Such an extensive flurry of bills on this particular issue is rare in a single session. Legislators’ and voters’ interest has been piqued since the discovery of an extraordinarily dense deposit of lithium, a mineral used in electric batteries and other green technologies, valued at $1.5 billion was found at Plumbago Mountain in the western Maine town of Newry. Estimates based on mines with similar lithium content peg the potential economic benefits to the region at nearly $4 billion over five years.

Mary and Gary Freeman, the owners of the site, do not intend to process the lithium on site. They only plan to quarry, excavate, and transport it to a site where the lithium can be separated from the spodumene in which it lives.
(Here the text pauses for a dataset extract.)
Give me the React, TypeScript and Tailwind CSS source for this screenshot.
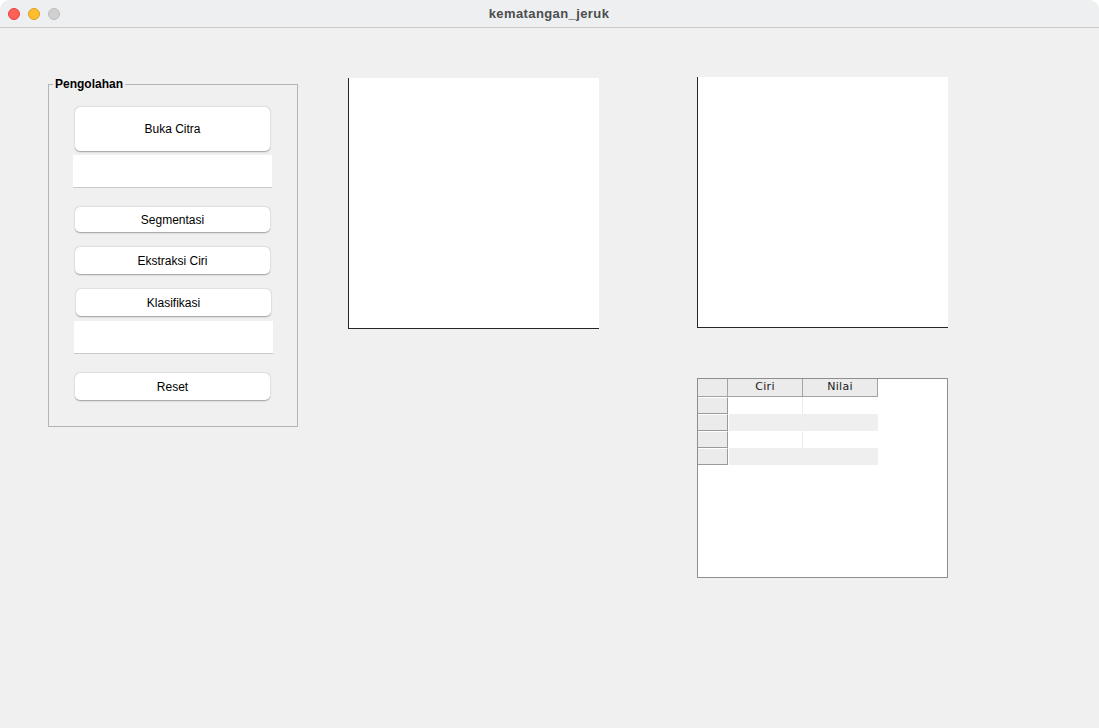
import React from "react";

const btn =
  "flex items-center justify-center bg-white rounded-[5px] shadow-[0_0.5px_1.5px_rgba(0,0,0,0.35)] text-[12px] text-black";

function Panel() {
  return (
    <div className="relative mt-[56px] w-[250px] h-[343px] border border-[#b4b4b4] flex flex-col">
      <span className="absolute -top-[8px] left-[4px] bg-[#f0f0f0] px-[2px] text-[12px] leading-[14px] font-bold text-black">
        Pengolahan
      </span>
      <button className={`${btn} ml-[26px] mt-[22px] w-[195px] h-[44px]`}>Buka Citra</button>
      <div className="ml-[24px] mt-[4px] w-[199px] h-[33px] bg-white border-b border-[#c8c8c8]" />
      <button className={`${btn} ml-[26px] mt-[19px] w-[195px] h-[25px]`}>Segmentasi</button>
      <button className={`${btn} ml-[26px] mt-[15px] w-[195px] h-[27px]`}>Ekstraksi Ciri</button>
      <button className={`${btn} ml-[27px] mt-[15px] w-[195px] h-[27px]`}>Klasifikasi</button>
      <div className="ml-[25px] mt-[5px] w-[199px] h-[33px] bg-white border-b border-[#c8c8c8]" />
      <button className={`${btn} ml-[26px] mt-[19px] w-[195px] h-[27px]`}>Reset</button>
    </div>
  );
}

function Axes({ className = "" }: { className?: string }) {
  return <div className={`w-[251px] h-[251px] bg-white border-l border-b border-[#262626] ${className}`} />;
}

function Table() {
  const rows = [0, 1, 2, 3];
  return (
    <div className="mt-[50px] w-[251px] h-[200px] bg-white border border-[#8e8e8e] font-['DejaVu_Sans',sans-serif]">
      <div className="grid grid-cols-[30px_75px_75px] w-[180px]">
        <div className="h-[18px] bg-[#ebebeb] border-r border-b border-[#a3a3a3]" />
        <div className="h-[18px] bg-[#ebebeb] border-r border-b border-[#a3a3a3] flex items-center justify-center text-[11px] tracking-[0.3px] text-[#1a1a1a]">
          Ciri
        </div>
        <div className="h-[18px] bg-[#ebebeb] border-r border-b border-[#a3a3a3] flex items-center justify-center text-[11px] tracking-[0.3px] text-[#1a1a1a]">
          Nilai
        </div>
        {rows.map((r) => (
          <React.Fragment key={r}>
            <div className="h-[17px] bg-[#ebebeb] border-t border-t-white border-r border-b border-[#9a9a9a]" />
            <div className={`h-[17px] border-l border-l-white border-r ${r % 2 ? "bg-[#efefef] border-r-[#efefef]" : "bg-white border-r-[#ececec]"}`} />
            <div className={`h-[17px] ${r % 2 ? "bg-[#efefef]" : "bg-white"}`} />
          </React.Fragment>
        ))}
      </div>
    </div>
  );
}

export default function App() {
  return (
    <div className="w-[1099px] h-[728px] bg-white font-['Liberation_Sans',Arial,sans-serif]">
      <div className="w-full h-full flex flex-col rounded-t-[10px] overflow-hidden bg-[#f0f0f0]">
        <div className="h-[28px] shrink-0 bg-[#edeff0] border-b border-[#c9c9c9] flex items-center relative">
          <div className="flex gap-[8px] pl-[8px]">
            <span className="w-[12px] h-[12px] rounded-full bg-[#fe5f57] border border-[#e2463f]" />
            <span className="w-[12px] h-[12px] rounded-full bg-[#febc2e] border border-[#dea123]" />
            <span className="w-[12px] h-[12px] rounded-full bg-[#d0d0d0] border border-[#bdbdbd]" />
          </div>
          <span className="absolute inset-x-0 -ml-[1px] text-center text-[13px] tracking-[0.4px] font-bold text-[#4d4d4d]">
            kematangan_jeruk
          </span>
        </div>
        <div className="flex pl-[48px]">
          <Panel />
          <Axes className="ml-[50px] mt-[50px]" />
          <div className="ml-[98px] mt-[49px] flex flex-col">
            <Axes />
            <Table />
          </div>
        </div>
      </div>
    </div>
  );
}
When they submitted their application for a quarry to DEP, regulators denied it, claiming that the state considers their site a metallic mineral mine.

At issue is a 2017 change to the Maine Metallic Mineral Mining Act (MMMA), which prompts DEP regulators to define the spodumene, a type of granitic pegmatite, which encases the lithium at Plumbago North as a “metallic mineral” because it will be “excavated for its metallic mineral content.” This circular definition, put in place by radical environmentalists, has kneecapped the family’s ability to profit from the immense value placed on lithium in today’s push for clean energy technology like electric vehicles

The U.S. Geological Survey has determined that “neither lithium-cesium-tantalum pegmatites nor their parental granites are likely to cause serious environmental concerns.” In reality, processing spodumene much more closely resembles quarrying than it does mining, especially metallic mineral mining, which may use a salt brine to separate the mineral from its home rock. These types of large-scale salt brines may lead to toxic chemicals leaching into nearby water sources, and should be viewed with caution.

Maine lawmakers’ proposals on this topic in the 131st Legislature span a broad range, from more specific legal definitions, to heightened rules around mining permits, to a moratorium on lithium mining, and even a moratorium on any new quarries.

LD 1433, sponsored by Rep. Mike Soboleski who represents Newry and other western Maine towns in the State House, would offer a small but meaningful change to the definition of “metallic mineral,” denoting that it would not include “pegmatite metals” like lithium encased in spodumene. This bill would establish a clearer path for DEP to delineate the Plumbago North lithium site as a quarry, and thus allow for the lithium there to be profitably extracted and the value therein to be shared and enjoyed by the region.

ENR committee members, and legislators broadly, should act to move this bill forward to Gov. Mills’ desk as soon as possible so that western Maine can benefit from the sky-high global price of lithium and other minerals necessary for developing the next wave of technologies.